Data lines =>
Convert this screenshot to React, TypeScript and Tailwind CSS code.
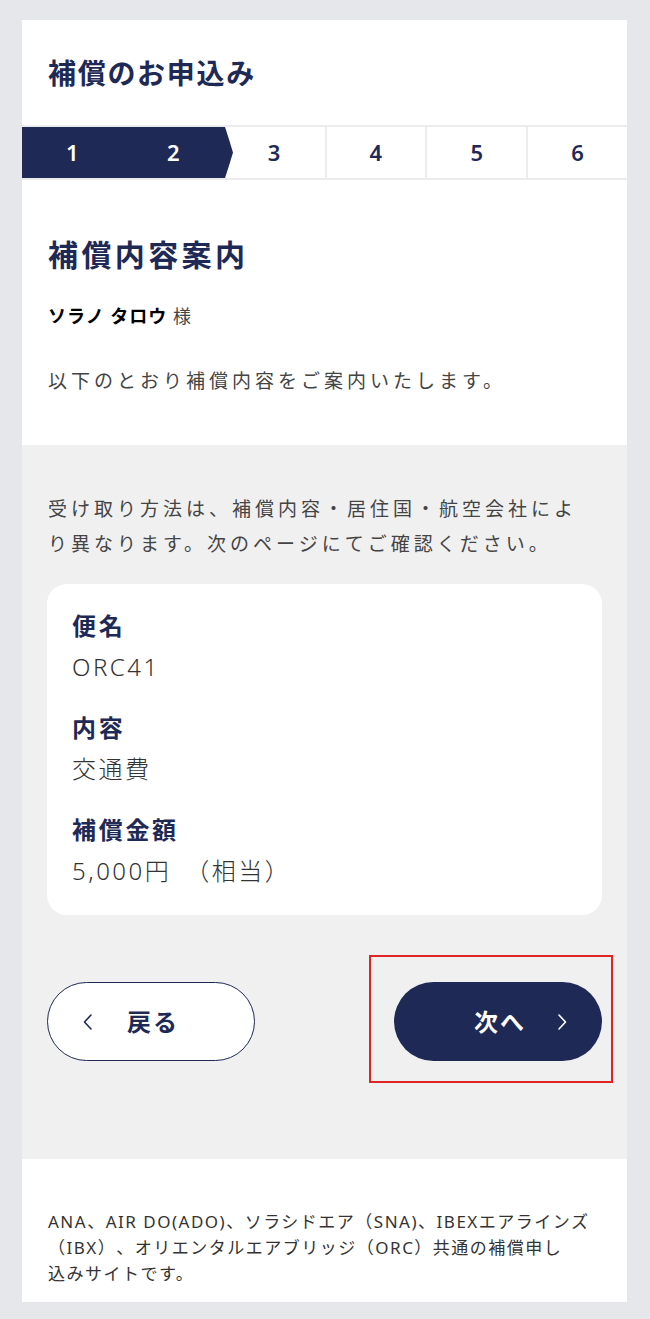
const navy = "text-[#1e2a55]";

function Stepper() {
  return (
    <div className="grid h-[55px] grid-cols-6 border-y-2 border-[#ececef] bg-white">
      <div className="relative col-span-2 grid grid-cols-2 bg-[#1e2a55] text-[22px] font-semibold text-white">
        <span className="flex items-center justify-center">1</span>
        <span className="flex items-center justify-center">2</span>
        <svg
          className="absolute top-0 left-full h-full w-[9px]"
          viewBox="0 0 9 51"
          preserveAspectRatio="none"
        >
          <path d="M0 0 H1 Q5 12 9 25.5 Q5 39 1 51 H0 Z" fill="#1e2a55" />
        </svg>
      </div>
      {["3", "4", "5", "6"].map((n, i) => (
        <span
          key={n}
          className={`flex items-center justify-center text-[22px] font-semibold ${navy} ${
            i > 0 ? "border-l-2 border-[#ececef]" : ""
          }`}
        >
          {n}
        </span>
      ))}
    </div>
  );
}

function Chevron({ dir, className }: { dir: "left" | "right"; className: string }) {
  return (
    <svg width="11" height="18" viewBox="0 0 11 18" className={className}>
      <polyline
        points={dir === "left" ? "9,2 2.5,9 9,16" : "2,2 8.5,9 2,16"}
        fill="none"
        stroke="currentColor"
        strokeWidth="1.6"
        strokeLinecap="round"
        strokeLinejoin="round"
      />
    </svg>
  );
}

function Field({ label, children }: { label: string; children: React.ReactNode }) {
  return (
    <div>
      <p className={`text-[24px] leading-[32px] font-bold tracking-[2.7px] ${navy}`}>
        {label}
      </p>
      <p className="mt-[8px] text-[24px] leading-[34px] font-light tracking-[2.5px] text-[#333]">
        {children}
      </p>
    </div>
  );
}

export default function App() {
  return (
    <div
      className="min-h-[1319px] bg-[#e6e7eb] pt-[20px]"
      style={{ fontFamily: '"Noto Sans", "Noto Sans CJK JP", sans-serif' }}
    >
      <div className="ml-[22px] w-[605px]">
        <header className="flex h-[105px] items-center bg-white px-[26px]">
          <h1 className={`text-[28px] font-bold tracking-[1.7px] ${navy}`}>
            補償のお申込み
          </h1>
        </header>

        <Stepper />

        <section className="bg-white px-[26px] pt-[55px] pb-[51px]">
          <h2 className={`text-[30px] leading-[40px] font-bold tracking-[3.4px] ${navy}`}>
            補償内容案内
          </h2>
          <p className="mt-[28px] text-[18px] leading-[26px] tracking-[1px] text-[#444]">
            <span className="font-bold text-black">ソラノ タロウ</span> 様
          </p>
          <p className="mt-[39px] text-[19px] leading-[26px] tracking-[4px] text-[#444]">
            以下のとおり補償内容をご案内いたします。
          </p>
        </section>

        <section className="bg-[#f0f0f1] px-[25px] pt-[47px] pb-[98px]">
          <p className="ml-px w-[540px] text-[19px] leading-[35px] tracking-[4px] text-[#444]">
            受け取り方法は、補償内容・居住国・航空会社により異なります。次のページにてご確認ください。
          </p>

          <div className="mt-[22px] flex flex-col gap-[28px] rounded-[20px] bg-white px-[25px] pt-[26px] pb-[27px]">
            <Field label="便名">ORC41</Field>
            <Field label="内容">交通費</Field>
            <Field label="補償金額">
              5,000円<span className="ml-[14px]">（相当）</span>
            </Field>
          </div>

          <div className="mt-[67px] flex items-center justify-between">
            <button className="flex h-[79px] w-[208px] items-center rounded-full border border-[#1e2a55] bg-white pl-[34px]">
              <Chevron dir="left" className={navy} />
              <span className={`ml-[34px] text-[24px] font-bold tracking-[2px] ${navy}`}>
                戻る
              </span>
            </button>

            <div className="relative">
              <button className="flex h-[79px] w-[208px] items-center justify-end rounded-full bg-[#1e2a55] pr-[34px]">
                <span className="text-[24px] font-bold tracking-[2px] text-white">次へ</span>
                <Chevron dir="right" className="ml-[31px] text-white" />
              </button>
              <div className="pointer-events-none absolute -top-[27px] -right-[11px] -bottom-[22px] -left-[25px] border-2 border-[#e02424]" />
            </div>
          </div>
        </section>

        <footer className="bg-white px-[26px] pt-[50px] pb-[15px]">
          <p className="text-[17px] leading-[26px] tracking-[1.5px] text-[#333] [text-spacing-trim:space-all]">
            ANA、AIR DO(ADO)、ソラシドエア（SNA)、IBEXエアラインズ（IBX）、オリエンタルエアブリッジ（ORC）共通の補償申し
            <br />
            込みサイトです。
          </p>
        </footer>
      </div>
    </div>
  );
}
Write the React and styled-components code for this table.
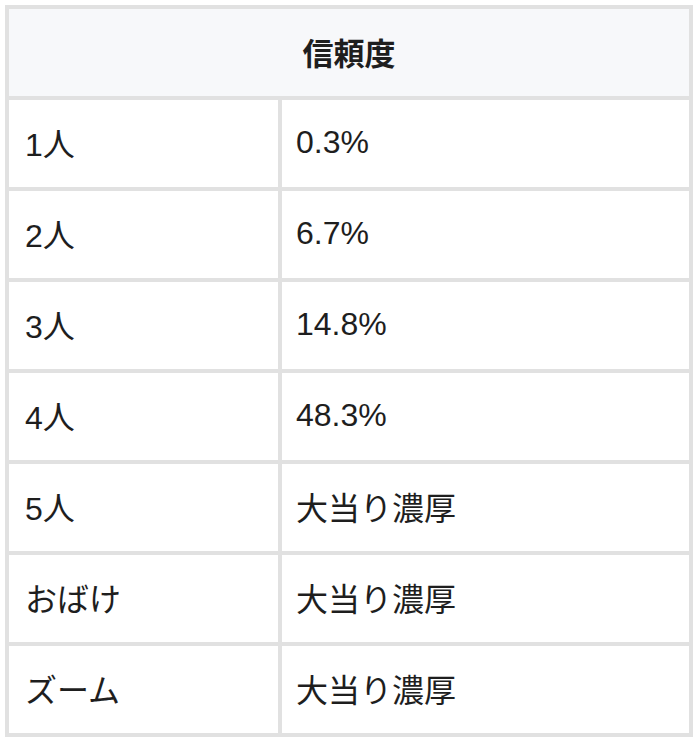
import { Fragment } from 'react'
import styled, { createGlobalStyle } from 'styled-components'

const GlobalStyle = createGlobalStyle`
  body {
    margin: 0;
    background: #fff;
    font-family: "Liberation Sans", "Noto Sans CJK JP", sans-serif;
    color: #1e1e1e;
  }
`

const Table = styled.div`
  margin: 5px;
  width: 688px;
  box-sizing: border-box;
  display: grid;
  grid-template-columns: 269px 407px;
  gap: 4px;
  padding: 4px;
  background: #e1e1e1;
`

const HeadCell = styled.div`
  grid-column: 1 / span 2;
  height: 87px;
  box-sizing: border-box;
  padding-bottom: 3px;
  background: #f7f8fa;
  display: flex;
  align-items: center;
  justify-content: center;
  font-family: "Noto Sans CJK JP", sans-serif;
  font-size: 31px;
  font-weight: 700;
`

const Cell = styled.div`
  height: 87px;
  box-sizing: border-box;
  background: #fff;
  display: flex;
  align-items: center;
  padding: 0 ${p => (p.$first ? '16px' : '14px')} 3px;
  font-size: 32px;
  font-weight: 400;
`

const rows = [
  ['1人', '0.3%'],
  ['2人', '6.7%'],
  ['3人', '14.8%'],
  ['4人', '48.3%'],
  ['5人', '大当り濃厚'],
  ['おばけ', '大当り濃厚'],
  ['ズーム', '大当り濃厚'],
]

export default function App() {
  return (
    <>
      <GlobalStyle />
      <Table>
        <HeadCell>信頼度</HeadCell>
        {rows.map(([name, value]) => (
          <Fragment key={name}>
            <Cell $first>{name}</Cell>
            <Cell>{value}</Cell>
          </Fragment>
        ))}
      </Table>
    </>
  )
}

What you have to do => Say how many lines in the records above hold "styled", and give no other text.

Worked answer => 5